Step 2: The “Lunch Window” Rule

  • Constraint: Must start between 4 and 5 hours after shift start.
  • WFM Config: Set the Earliest Offset to 4 hours and the Latest Offset to 5 hours. Ensure no other activities (like training) can be scheduled during this window.

3. “The Trap”: The “Impossible Schedule” Deadlock

The Scenario: You have loaded 10 different “Hard Constraints” (Breaks, Lunch, Shift End, Max Hours, Weekly Min).

The Catastrophe: The scheduling engine runs for 2 hours and then returns an error: “No valid schedule could be generated.”

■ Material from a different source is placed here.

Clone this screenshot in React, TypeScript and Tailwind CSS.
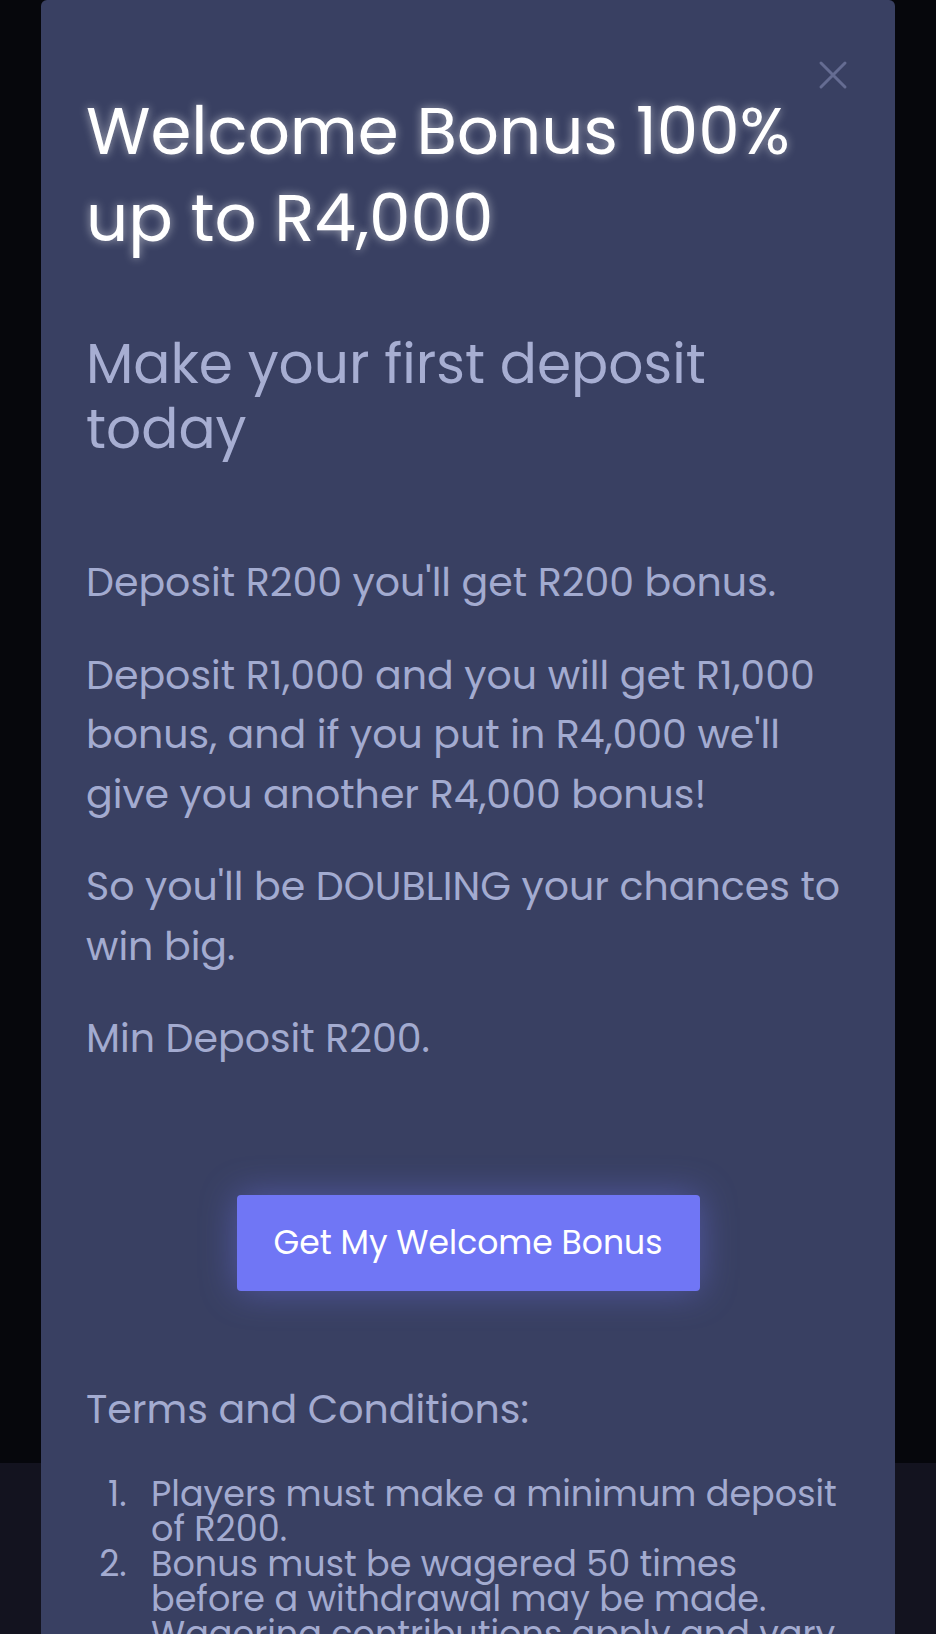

The root cause: Your constraints are mathematically impossible. If every agent must be on lunch at 12 PM, and your “Min Staffing” requires 50 agents on the phones at 12 PM, and you only have 60 agents total, the math fails. The engine gives up, and you are left with zero schedules.

The Principal Architect’s Solution: The “Constraint Hierarchy” Audit

  1. Scenario Planning: Before pushing a schedule to “Live,” run a “What-If Scenario.”
  2. The Test: Gradually “Relax” the least critical constraints (e.g., the 5-minute break window) to see where the deadlock occurs.
  3. The Compromise: If the math is impossible, you have two choices: hire more staff to cover the “Union Peaks” or negotiate a “Flexibility Buffer” (e.g., 15 minutes instead of 5) with the union by proving the current contract makes 24/7 operations mathematically impossible.

Advanced: Managing Breaks During “Emergency Overtime”

Union contracts often have different break rules when an agent works more than their scheduled 8 hours.

Implementation Detail:

  1. Create a specialized “Overtime Work Plan.”
  2. Define a “Secondary Activity” that triggers automatically if the shift length exceeds 9 hours.
  3. This ensure that if an agent stays late to handle a crisis, the system automatically inserts their “OT Break” into their adherence view, preventing a grievance.

Validation, Edge Cases & Troubleshooting

Edge Case 1: The “Partial Day” Grievance

The failure condition: An agent works 4 hours, takes a 2-hour doctor’s appointment (Time-Off), and returns for 4 hours. The system misses their “2-hour break” because the “Offset” was broken by the time-off.
The solution: Use “Continuous Shift” logic. The WFM engine must be configured to “Reset” the break timer after any non-productive activity (like time-off or training) that exceeds 60 minutes.

Edge Case 2: Adherence “Buffer” Tuning

The failure condition: An agent is in adherence, but they are “Technically” late for their break because they were finishing a long customer call.
The solution: Implement “Adherence Thresholds.” In the WFM settings, set a 5-minute grace period for union breaks. If the agent enters the “Break” status within 5 minutes of their scheduled time, the system flags them as “In Adherence,” preventing a false “Late Break” report from reaching the union rep.


Reporting & ROI Analysis

Union compliance is measured by Grievance Count and Manual Correction Hours.

Metrics to Monitor:

  • Union Compliance Rate: Percentage of breaks that started within the mandated contract window. (Goal: 100%).
  • Manual Edit Volume: Number of schedule changes made by WFM managers per week. (Goal: < 5% of total shifts).
  • Staffing Gap Analysis: The “Cost of Compliance” (How many extra agents are required to satisfy the union rules vs. a standard optimized schedule).

Target ROI: By automating union break compliance, you eliminate 90% of the manual labor previously required to “Lock” schedules and protect the business from tens of thousands of dollars in annual labor penalties and grievances.